Boiled right down, the concept calls for corporate parents to buy or retain only businesses which match their own characteristics and are close to their own 'heartlands'. They should also be insightful and effective in the drive to 'create value' from these businesses. The authors say that these less than startling principles are 'straightforward in concept but far harder to put into practice successfully.' If so, top managements must indeed be slow to learn: that is, if it's easier to have unrelated subsidiaries to which the parent contributes no value whatsover, and which presumably aren't much good at creating value themselves.

That's a failure to which two consultants, Michael Treacy and Fred Wiersma, address themselves in The Discipline of Market Leaders. Like the parenting concept, their notion boils down to a very succinct proposition: that a business unit can choose between three 'value disciplines' in the effort to 'find the unique value that it alone can deliver to a chosen market.' The choice lies between operational excellence, product leadership and customer intimacy - not as exclusive courses of action, but as prime mover.

Rather obviously, delivering a second-rate product with marvellous efficiency to the wrong market is the deadest of ends. Failure of any of the three disciplines will surely invalidate any value drive. Does this blatant fact invalidate the entire book? Not entirely. The authors make the valid point that the marketing focus has a profound effect on management style and structure. Where efficiency rules, deviation is unallowable, so forms are more rigid. Product leadership requires innovation and thus free-form, flexible management.
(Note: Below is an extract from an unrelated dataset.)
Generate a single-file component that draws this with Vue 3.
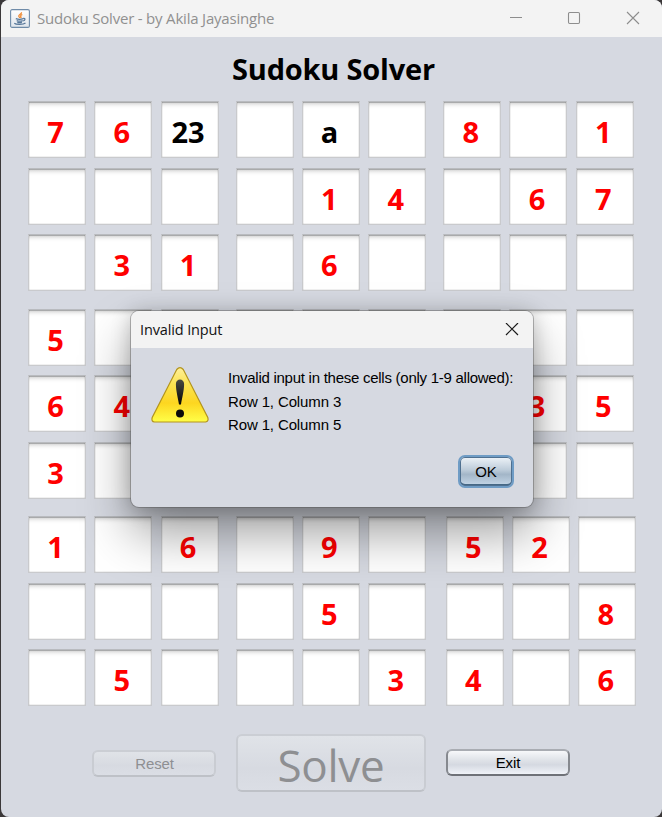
<script setup>
const lines = [
  [['7', '6', '23'], ['', 'a', ''], ['8', '', '1']],
  [['', '', ''], ['', '1', '4'], ['', '6', '7']],
  [['', '3', '1'], ['', '6', ''], ['', '', '']],
  [['5', '', ''], ['', '', ''], ['', '', '']],
  [['6', '4', ''], ['', '', ''], ['', '3', '5']],
  [['3', '', ''], ['', '', ''], ['', '', '']],
  [['1', '', '6'], ['', '9', ''], ['5', '2', '']],
  [['', '', ''], ['', '5', ''], ['', '', '8']],
  [['', '5', ''], ['', '', '3'], ['4', '', '6']],
]
const bands = [lines.slice(0, 3), lines.slice(3, 6), lines.slice(6, 9)]
const isInvalid = (v) => v !== '' && !/^[1-9]$/.test(v)
</script>

<template>
  <div class="desktop">
    <main class="window">
      <header class="bar">
        <svg class="java" width="20" height="19" viewBox="0 0 20 19">
          <defs>
            <linearGradient id="jv" x1="0" y1="0" x2="0" y2="1">
              <stop offset="0" stop-color="#fff" />
              <stop offset="1" stop-color="#dfe5ec" />
            </linearGradient>
          </defs>
          <rect x=".6" y=".6" width="18.8" height="17.8" rx="1.5" fill="url(#jv)" stroke="#6f8ba8" stroke-width="1.1" />
          <path d="M11.5 3.2c.6 1.8-3.4 2.5-2.7 4.2.2.7 1 1 1 1.7M12.3 5.5c-1.5.6-2.2 1.3-1.4 2.3.3.5.2.9-.2 1.3" fill="none" stroke="#f08a32" stroke-width="1.3" />
          <path d="M5.8 9.7c2 .7 5.5.7 7.5 0M6.7 11.6c1.8.7 4.3.7 6 0M7.3 13.3c1.5.5 3.2.5 4.6 0M13.3 9.4c2.2-.5 2.2 1.9-.2 2.6M4.3 14.2c1.6 1.7 9 1.7 11.2-.1" fill="none" stroke="#58789a" stroke-width="1.3" />
        </svg>
        <span class="caption">Sudoku Solver - by Akila Jayasinghe</span>
        <svg class="controls" width="130" height="14" viewBox="0 0 130 14" fill="none" stroke="#8d8d8d" stroke-width="1.1">
          <path d="M0 6.5h12" />
          <rect x="58.5" y="1.5" width="11" height="11" rx="1.2" />
          <path d="M117 1l12 12M129 1l-12 12" />
        </svg>
      </header>

      <h1 class="title"><span>Sudoku Solver</span></h1>

      <section class="board">
        <div v-for="(band, b) in bands" :key="b" class="band" :class="{ wide: b === 2 }">
          <div v-for="(line, r) in band" :key="r" class="line">
            <div v-for="(trio, t) in line" :key="t" class="trio">
              <div v-for="(v, c) in trio" :key="c" class="cell" :class="{ invalid: isInvalid(v) }">{{ v }}</div>
            </div>
          </div>
        </div>
      </section>

      <footer class="actions">
        <button class="btn small reset off" disabled>Reset</button>
        <button class="btn solve off" disabled><span>Solve</span></button>
        <button class="btn small exit">Exit</button>
      </footer>
    </main>

    <section class="dialog" role="dialog">
      <header class="dialog-bar">
        <span>Invalid Input</span>
        <svg width="14" height="14" viewBox="0 0 14 14" fill="none" stroke="#1a1a1a" stroke-width="1.2">
          <path d="M1 0l12 12M13 0L1 12" />
        </svg>
      </header>
      <div class="dialog-body">
        <svg class="warn" width="60" height="58" viewBox="0 0 60 58">
          <defs>
            <linearGradient id="wy" x1="0" y1="0" x2="0" y2="1">
              <stop offset="0" stop-color="#fff09a" />
              <stop offset=".3" stop-color="#fbe352" />
              <stop offset=".65" stop-color="#fdd620" />
              <stop offset="1" stop-color="#ffff48" />
            </linearGradient>
            <linearGradient id="wk" x1="0" y1="0" x2="0" y2="1">
              <stop offset="0" stop-color="#4a4a42" />
              <stop offset="1" stop-color="#050505" />
            </linearGradient>
          </defs>
          <path d="M26.7 3.5Q30 -.2 33.3 3.5L57.8 51.5Q59 55.3 55.5 56H4.500Q1 55.5 2.2 51.5Z" fill="url(#wy)" stroke="#b3941c" stroke-width="1.2" />
          <path d="M25.9 18c0-6 8.2-6 8.2 0 0 7-2.3 15-3.1 20.5h-2C28.2 33 25.9 25 25.9 18z" fill="url(#wk)" />
          <circle cx="30" cy="47.5" r="4" fill="#0b0b0b" />
        </svg>
        <div class="message">
          <p class="first">Invalid input in these cells (only 1-9 allowed):</p>
          <p>Row 1, Column 3</p>
          <p>Row 1, Column 5</p>
        </div>
      </div>
      <div class="dialog-foot"><button class="ok">OK</button></div>
    </section>
  </div>
</template>

<style>
body { background: #222; }
</style>

<style scoped>
* { box-sizing: border-box; }
.desktop {
  position: relative;
  width: 662px;
  height: 817px;
  padding-left: 1px;
  overflow: hidden;
  background: #3b3839;
}
.window {
  height: 817px;
  background: #d6d9e1;
  border-radius: 8px;
  overflow: hidden;
  display: flex;
  flex-direction: column;
}
.bar {
  height: 37px;
  flex: none;
  background: #f3f3f3;
  display: flex;
  align-items: center;
  padding: 0 22px 1px 9px;
}
.caption {
  margin-left: 7px;
  font: 15px/20px "Open Sans", sans-serif;
  letter-spacing: -0.2px;
  color: #909090;
  white-space: nowrap;
}
.controls { margin-left: auto; }
.title {
  margin: 0;
  height: 64px;
  flex: none;
  padding-top: 12px;
  padding-left: 4px;
  text-align: center;
  font: 700 29px/40px "Open Sans", sans-serif;
  letter-spacing: -0.2px;
  color: #000;
}
.board {
  flex: none;
  padding-left: 27px;
  display: flex;
  flex-direction: column;
  gap: 17.7px;
}
.band { display: flex; flex-direction: column; gap: 9.5px; }
.line { display: flex; gap: 17px; }
.wide .trio:last-child { margin-left: 2.5px; }
.trio { display: flex; gap: 8.3px; }
.cell {
  width: 58px;
  height: 57px;
  padding: 4px 3px 0 0;
  text-align: center;
  border: 1px solid #c9cacd;
  border-top-color: #b9bbbf;
  background: linear-gradient(#a9aaab 1px, #d9d9d9 1px, #efefef 3px, #fbfbfb 5px, #fff 7px);
  box-shadow: inset 1px 0 rgba(0, 0, 0, .06), inset -1px 0 rgba(0, 0, 0, .06), inset 0 -1px #f0f0f0;
  font: 700 29px/52px "Open Sans", sans-serif;
  color: #ff0000;
}
.invalid { color: #000; }
.actions {
  display: flex;
  align-items: center;
  margin-top: 27.3px;
  padding-left: 91px;
  height: 58px;
}
.btn {
  padding: 0;
  border: 2px solid #85888e;
  border-radius: 6px;
  font: 15px/20px "Liberation Sans", sans-serif;
  letter-spacing: -0.1px;
  color: #000;
  background: linear-gradient(#f7f8fa, #e2e5ea 35%, #d5d9e1 60%, #f0f3f8);
}
.small { width: 124px; height: 27px; }
.reset { padding: 1px 0 0 1px; margin-top: 1px; }
.btn.off {
  color: #8e8f92;
  border-color: #cbced4 #c9ccd2 #bec1c7;
  background: linear-gradient(#e0e3e8, #d7dae1 60%, #dbdee5);
}
.solve {
  width: 190px;
  height: 58px;
  margin: 0 20px 0 20px;
}
.solve span {
  display: block;
  font: 44px/50px "Open Sans", sans-serif;
  letter-spacing: -0.3px;
  padding-top: 4px;
}
.exit {
  border-color: #a9acb2 #86898f #6f7278;
}
.dialog {
  position: absolute;
  left: 131px;
  top: 311px;
  width: 402px;
  height: 196px;
  background: #d6d9e1;
  border-radius: 8px;
  box-shadow: 0 0 0 1px rgba(80, 80, 80, .4), 0 26px 50px rgba(0, 0, 0, .38), 0 2px 20px rgba(0, 0, 0, .22);
}
.dialog-bar {
  display: flex;
  align-items: center;
  justify-content: space-between;
  height: 37px;
  padding: 0 14px 0 9px;
  background: #f3f3f3;
  border-radius: 8px 8px 0 0;
  font: 14.5px/20px "Open Sans", sans-serif;
  letter-spacing: -0.13px;
  color: #111;
}
.dialog-body { display: flex; padding: 18px 0 0 19px; }
.message { margin-left: 18px; }
.message p {
  margin: 0;
  font: 15px/23.5px "Liberation Sans", sans-serif;
  letter-spacing: -0.13px;
  color: #000;
  white-space: nowrap;
}
.message .first { letter-spacing: -0.26px; }
.dialog-foot { display: flex; justify-content: flex-end; padding: 18px 19px 0 0; }
.ok {
  width: 56px;
  height: 33px;
  padding: 2px 0 0;
  border: 2px solid #6f9cc5;
  border-radius: 7px;
  background: linear-gradient(#eef3f8, #bccbd9 45%, #a3b6c8 60%, #c6d8e9);
  box-shadow: inset 0 0 0 1px #4f7090, inset 0 -2px #466885;
  font: 15px/20px "Liberation Sans", sans-serif;
  letter-spacing: -0.2px;
}
</style>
Customer intimacy leads to delegation to the front line.

This is a meagre harvest, however, and has to be reaped from a mish-mash of ill-argued propositions, over-familiar references, half-baked statements of the obvious ('McDonald's expertise in opening new restauarants... contributes substantially to its remarkable success') and equally banal quotes from hero companies like Intel ('the right thing to do is to define your market and know exactly what you must do to be successful in it.' Really?). It reads as if written by a committee - as indeed it was, by some dozen people employed by book-packagers called Wordworks, who on this evidence could make Tolstoy read like Enid Blyton.

The two nominal authors did allegedly contribute something special of their own. According to Business Week, they organised phoney bookstore sales to ensure that the book made the New York Times best-seller list. So it did, for 15 weeks. Which 'value discipline' this technique represents isn't clear. The meretricious aspects of the enterprise are a pity, because the book rounds off a virtuous circle. The market, the organisation and the people do form an indivisible whole. Managers who willingly recognise and respond to that truth must win. Just as you need all three value disciplines to be a successful marketer, so you must press all the levers covered by all three of these books to succeed - and to continue that success into the indefinite future.